The US–China Trade War and Vietnam: Long-term Considerations

Answering the question if Vietnam truly has sufficient “spare capacity and available trade infrastructure to replace China” in the long term in the US market is a challenging task.13 While it is undeniable that Vietnam was one of the biggest beneficiaries of the US–China trade war until tariff escalation was finally eased with the signing of the Phase One Trade Agreement in 2020, whether Vietnam can sustain such unforeseen growth in its export performance in the long term is uncertain. In fact, experts on Vietnam’s trade strategy voice their concerns that the current success of Vietnam in diverting China’s trade may be short-term, for reasons that are structural and difficult to be adjusted. To explain these concerns, it is important to examine how Vietnam was so successful in diverting China’s trade in the first place, according to these experts.

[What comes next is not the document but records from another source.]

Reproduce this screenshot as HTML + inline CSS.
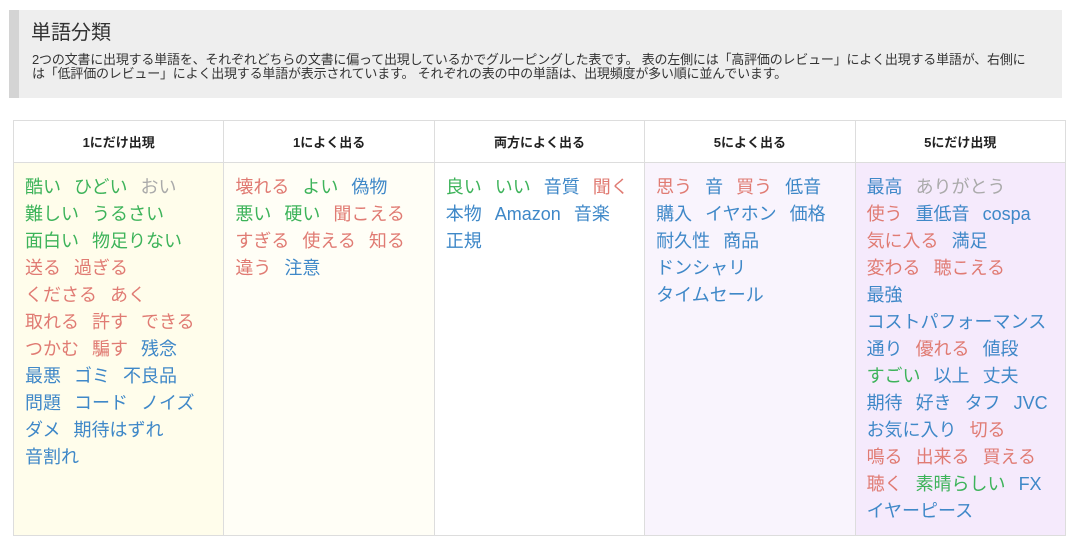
<!DOCTYPE html>
<html><head><meta charset="utf-8"><style>
*{margin:0;padding:0;box-sizing:border-box}
body{width:1075px;height:543px;background:#fff;font-family:"Liberation Sans","Noto Sans CJK JP",sans-serif;overflow:hidden;position:relative}
.hd{position:absolute;left:9px;top:10px;width:1053px;height:88px;background:#eee;border-left:10px solid #d4d4d4}
.hd h1{position:absolute;left:12px;top:10px;font-size:20px;font-weight:normal;color:#333;line-height:26px}
.hd p{position:absolute;left:13px;top:43px;font-size:13px;line-height:14px;color:#333;white-space:nowrap;letter-spacing:-0.2px}
table{position:absolute;left:13px;top:120px;width:1053px;height:415px;border-collapse:collapse;table-layout:fixed}
th{height:42px;font-size:13px;font-weight:bold;color:#222;border:1px solid #ddd;text-align:center;background:#fff}
td{height:373px;vertical-align:top;border:1px solid #ddd;padding:11px 4px 0 11px;font-size:18px;line-height:27px;white-space:nowrap;overflow:hidden}
td span{margin-right:13px}
.g{color:#3db35a}.b{color:#3f88c8}.r{color:#e07b73}.y{color:#aaa}
</style></head><body>
<div class="hd"><h1>単語分類</h1><p>2つの文書に出現する単語を、それぞれどちらの文書に偏って出現しているかでグルーピングした表です。 表の左側には「高評価のレビュー」によく出現する単語が、右側に<br>は「低評価のレビュー」によく出現する単語が表示されています。 それぞれの表の中の単語は、出現頻度が多い順に並んでいます。</p></div>
<table><tr><th>1にだけ出現</th><th>1によく出る</th><th>両方によく出る</th><th>5によく出る</th><th>5にだけ出現</th></tr>
<tr>
<td style="background:#fffdeb"><span class="g">酷い</span><span class="g">ひどい</span><span class="y">おい</span><br><span class="g">難しい</span><span class="g">うるさい</span><br><span class="g">面白い</span><span class="g">物足りない</span><br><span class="r">送る</span><span class="r">過ぎる</span><br><span class="r">くださる</span><span class="r">あく</span><br><span class="r">取れる</span><span class="r">許す</span><span class="r">できる</span><br><span class="r">つかむ</span><span class="r">騙す</span><span class="b">残念</span><br><span class="b">最悪</span><span class="b">ゴミ</span><span class="b">不良品</span><br><span class="b">問題</span><span class="b">コード</span><span class="b">ノイズ</span><br><span class="b">ダメ</span><span class="b">期待はずれ</span><br><span class="b">音割れ</span></td>
<td style="background:#fffef6"><span class="r">壊れる</span><span class="g">よい</span><span class="b">偽物</span><br><span class="g">悪い</span><span class="g">硬い</span><span class="r">聞こえる</span><br><span class="r">すぎる</span><span class="r">使える</span><span class="r">知る</span><br><span class="r">違う</span><span class="b">注意</span></td>
<td style="background:#fff"><span class="g">良い</span><span class="g">いい</span><span class="b">音質</span><span class="r">聞く</span><br><span class="b">本物</span><span class="b">Amazon</span><span class="b">音楽</span><br><span class="b">正規</span></td>
<td style="background:#f9f4fd"><span class="r">思う</span><span class="b">音</span><span class="r">買う</span><span class="b">低音</span><br><span class="b">購入</span><span class="b">イヤホン</span><span class="b">価格</span><br><span class="b">耐久性</span><span class="b">商品</span><br><span class="b">ドンシャリ</span><br><span class="b">タイムセール</span></td>
<td style="background:#f5eafc"><span class="b">最高</span><span class="y">ありがとう</span><br><span class="r">使う</span><span class="b">重低音</span><span class="b">cospa</span><br><span class="r">気に入る</span><span class="b">満足</span><br><span class="r">変わる</span><span class="r">聴こえる</span><br><span class="b">最強</span><br><span class="b">コストパフォーマンス</span><br><span class="b">通り</span><span class="r">優れる</span><span class="b">値段</span><br><span class="g">すごい</span><span class="b">以上</span><span class="b">丈夫</span><br><span class="b">期待</span><span class="b">好き</span><span class="b">タフ</span><span class="b">JVC</span><br><span class="b">お気に入り</span><span class="r">切る</span><br><span class="r">鳴る</span><span class="r">出来る</span><span class="r">買える</span><br><span class="r">聴く</span><span class="g">素晴らしい</span><span class="b">FX</span><br><span class="b">イヤーピース</span></td>
</tr></table>
</body></html>
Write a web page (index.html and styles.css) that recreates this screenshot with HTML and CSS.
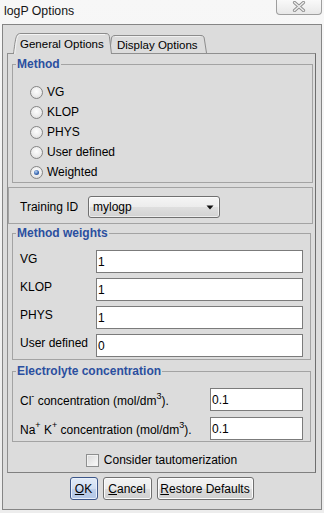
FILE: index.html
```html
<!DOCTYPE html>
<html>
<head>
<meta charset="utf-8">
<title>logP Options</title>
<link rel="stylesheet" href="styles.css">
</head>
<body>
<div class="titlebar">
  <span class="title">logP Options</span>
  <span class="close">
    <svg class="close-x" width="14" height="11" viewBox="0 0 14 11">
      <path d="M2.5 1.5 L11.5 9.5 M11.5 1.5 L2.5 9.5" stroke="#8d8d8d" stroke-width="3.2" stroke-linecap="round"/>
      <path d="M2.5 1.5 L11.5 9.5 M11.5 1.5 L2.5 9.5" stroke="#eeeeee" stroke-width="1.5" stroke-linecap="round"/>
    </svg>
  </span>
</div>
<div class="frame">
  <div class="tabbar">
    <div class="tab tab-active">
      <svg class="tab-shape" width="99" height="21" viewBox="0 0 99 21">
        <path d="M0.5 21 C1.2 15 2.2 7 3.4 3.5 C4.2 1.3 5.5 0.5 8 0.5 L93 0.5 C95 0.5 96 1.5 96.4 3.5 L98.5 21" fill="#dcdcdc" stroke="#8c8c8c"/>
        <path d="M1.8 21 C2.4 15 3.3 7.5 4.4 4.2 C5.1 2.3 6 1.5 8 1.5 L92 1.5" fill="none" stroke="#f4f4f4"/>
      </svg>
      <span class="tab-text">General Options</span>
    </div>
    <div class="tab tab-inactive">
      <svg class="tab-shape" width="98" height="18" viewBox="0 0 98 18">
        <path d="M0.5 18 L2.5 3 C3 1.2 4 0.5 6 0.5 L92 0.5 C94 0.5 94.8 1.4 95.2 3 L97.5 18" fill="#dcdcdc" stroke="#8c8c8c"/>
        <path d="M6 1.5 L91.5 1.5" fill="none" stroke="#f0f0f0"/>
      </svg>
      <span class="tab-text">Display Options</span>
    </div>
  </div>
  <div class="pane">
    <fieldset class="group group-method">
      <legend>Method</legend>
      <div class="method-body">
        <div class="radio-row"><span class="radio"></span>VG</div>
        <div class="radio-row"><span class="radio"></span>KLOP</div>
        <div class="radio-row"><span class="radio"></span>PHYS</div>
        <div class="radio-row"><span class="radio"></span>User defined</div>
        <div class="radio-row"><span class="radio radio-checked"></span>Weighted</div>
      </div>
    </fieldset>
    <div class="training">
      <span class="training-label">Training ID</span>
      <div class="combo">
        <span class="combo-text">mylogp</span>
        <svg class="combo-arrow" width="8" height="5" viewBox="0 0 8 5"><path d="M0.5 0.5 L7.5 0.5 L4 4.5 Z" fill="#111"/></svg>
      </div>
    </div>
    <fieldset class="group group-weights">
      <legend>Method weights</legend>
      <div class="fields weights-body">
        <div class="field-row"><span class="field-label">VG</span><span class="input">1</span></div>
        <div class="field-row"><span class="field-label">KLOP</span><span class="input">1</span></div>
        <div class="field-row"><span class="field-label">PHYS</span><span class="input">1</span></div>
        <div class="field-row"><span class="field-label">User defined</span><span class="input">0</span></div>
      </div>
    </fieldset>
    <fieldset class="group group-electro">
      <legend>Electrolyte concentration</legend>
      <div class="fields electro-body">
        <div class="field-row"><span class="field-label">Cl<sup>-</sup> concentration (mol/dm<sup>3</sup>).</span><span class="input">0.1</span></div>
        <div class="field-row"><span class="field-label">Na<sup>+</sup> K<sup>+</sup> concentration (mol/dm<sup>3</sup>).</span><span class="input">0.1</span></div>
      </div>
    </fieldset>
    <div class="check-row"><span class="checkbox"></span><span>Consider tautomerization</span></div>
  </div>
  <div class="buttons">
    <span class="btn btn-ok"><u>O</u>K</span>
    <span class="btn btn-cancel"><u>C</u>ancel</span>
    <span class="btn btn-restore"><u>R</u>estore Defaults</span>
  </div>
</div>
</body>
</html>
```
FILE: styles.css
```css
* { box-sizing: border-box; }
html, body { margin: 0; padding: 0; }
body {
  width: 324px;
  height: 513px;
  overflow: hidden;
  background: linear-gradient(#f7f7f7, #ededed);
  font-family: "Liberation Sans", Arial, sans-serif;
  font-size: 12px;
  color: #000;
}

.titlebar {
  height: 24px;
  display: flex;
  justify-content: space-between;
  align-items: flex-start;
}
.title {
  font-size: 12.3px;
  line-height: 16px;
  padding: 3px 0 0 4px;
  color: #151515;
}
.close {
  width: 46px;
  height: 15px;
  margin-right: 2px;
  border: 1px solid #9e9e9e;
  border-top: 0;
  border-radius: 0 0 4px 4px;
  background: linear-gradient(#f9f9f9, #e8e8e8);
  display: flex;
  justify-content: center;
  align-items: flex-start;
  padding-top: 1px;
}

.frame {
  height: 486px;
  margin: 0 2px;
  border: 1px solid #858585;
  background: #dcdcdc;
  padding: 8px 5px 0 4px;
}

.tabbar {
  display: flex;
  align-items: flex-end;
  height: 20px;
  padding-left: 6px;
  position: relative;
  z-index: 1;
}
.tab { position: relative; flex: none; }
.tab-shape { position: absolute; left: 0; top: 0; }
.tab-text { position: relative; display: block; font-size: 11.5px; line-height: 15px; white-space: nowrap; }
.tab-active { width: 99px; height: 21px; margin-bottom: -1px; z-index: 2; }
.tab-active .tab-text { padding: 4px 0 0 7px; }
.tab-inactive { width: 98px; height: 18px; margin-left: -3px; }
.tab-inactive .tab-text { padding: 3px 0 0 8px; }

.pane {
  height: 420px;
  border: 1px solid #8f8f8f;
  border-right-color: #6e6e6e;
  border-bottom-color: #808080;
}

.group {
  border: 1px solid #a3a3a3;
  margin: 0;
  padding: 0;
  min-width: 0;
}
.group legend {
  font-weight: bold;
  color: #2b4f9f;
  padding: 0 1px;
  margin-left: 3px;
  line-height: 14px;
}

.group-method { margin: 3px 2px 0 4px; }
.method-body { padding: 11px 0 0 17px; }
.radio-row {
  display: flex;
  align-items: center;
  height: 20px;
  gap: 4px;
}
.radio {
  position: relative;
  flex: none;
  width: 13px;
  height: 13px;
  border-radius: 50%;
  border: 1px solid #858585;
  background: radial-gradient(circle at 50% 40%, #fefefe 0, #ececec 55%, #d2d2d2 100%);
}
.radio-checked::after {
  content: "";
  position: absolute;
  left: 3px;
  top: 3px;
  width: 5px;
  height: 5px;
  border-radius: 50%;
  background: radial-gradient(circle at 40% 35%, #bcd5f3 0, #3a69b3 55%, #1b3e7c 100%);
}

.training {
  margin: 4px 2px 0 0;
  height: 37px;
  border: 1px solid #a3a3a3;
  display: flex;
  align-items: center;
  padding: 3px 0 0 11px;
}
.training-label { width: 68px; flex: none; }
.combo {
  width: 132px;
  height: 22px;
  border: 1px solid #707070;
  border-radius: 3px;
  background: linear-gradient(#f5f5f5 0, #ececec 50%, #dfdfdf 50%, #d2d2d2 100%);
  box-shadow: inset 0 0 0 1px rgba(255, 255, 255, 0.6);
  display: flex;
  align-items: center;
  justify-content: space-between;
  padding: 0 5px 0 4px;
  line-height: 14px;
}
.combo-arrow { display: block; }

.group-weights { margin: 2px 4px 0 4px; }
.group-electro { margin: 4px 4px 0 4px; }
.fields { display: flex; flex-direction: column; }
.weights-body { padding: 10px 7px 2px 7px; gap: 5px; }
.electro-body { padding: 10px 7px 1px 7px; gap: 6px; }
.field-row { display: flex; height: 23px; }
.field-label { width: 76px; flex: none; padding-top: 2px; line-height: 14px; white-space: nowrap; }
.electro-body .field-label { flex: 1; width: auto; padding-top: 6px; }
.field-label sup { font-size: 9px; line-height: 0; vertical-align: 6px; }
.input {
  flex: 1;
  height: 23px;
  border: 1px solid #7b7b7b;
  background: #fff;
  padding: 4px 0 0 1px;
  line-height: 14px;
}
.electro-body .input { flex: none; width: 93px; }

.check-row {
  margin-top: 8px;
  height: 20px;
  display: flex;
  align-items: center;
  justify-content: center;
  gap: 5px;
}
.checkbox {
  width: 13px;
  height: 13px;
  border: 1px solid #8e8f8f;
  background: linear-gradient(135deg, #d8d8d8, #fbfbfb);
  box-shadow: inset 0 0 0 1px #f2f2f2;
}

.buttons {
  margin-top: 4px;
  display: flex;
  justify-content: center;
  gap: 5px;
}
.btn {
  height: 23px;
  border: 1px solid #707070;
  border-radius: 3px;
  background: linear-gradient(#f3f3f3 0, #ebebeb 50%, #dddddd 50%, #cfcfcf 100%);
  box-shadow: inset 0 0 0 1px #fcfcfc;
  display: flex;
  align-items: center;
  justify-content: center;
  line-height: 14px;
  white-space: nowrap;
}
.btn-ok {
  width: 28px;
  border-color: #3c5689;
  background: linear-gradient(#e2ebf7 0, #d1def1 50%, #bfd0ea 50%, #b3c7e6 100%);
  box-shadow: inset 0 0 0 1px #e9f0fa;
}
.btn-cancel { width: 49px; }
.btn-restore { width: 97px; }
```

According to Lam Thanh Ha and Nguyen Duc Phuc, faculty members at the Diplomatic Academy of Vietnam under Vietnam’s Ministry of Foreign Affairs, the relationship between China and Vietnam in trade has always been complementary, despite their rather rough diplomatic relationship. While the United States and China together account for about a third of Vietnam’s export and import share, “Vietnam has a substantial trade surplus with the US, [but] a correspondingly large deficit with China.”14 Vietnam’s top exports to China “comprise mainly of electronics, semiconductors, garments, footwear, sporting goods, and furniture”—which are largely synonymous with the three chosen product groups of this article—and “Vietnam often plays the role of China’s OEM [original equipment manufacturer] in these industries, and only exports raw materials or intermediate inputs for production in China,”15 hence its large deficit with China. Ha and Phuc theorize that Vietnam could stand to gain the most from the US–China trade war because a portion of the very “Chinese goods affected by [the Trump administration’s] tariffs [were] consumed and produced in Vietnam” rather than in China;16 by exporting these products directly to the United States, Vietnam could effectively capture market share from Chinese products that were subject to US tariffs.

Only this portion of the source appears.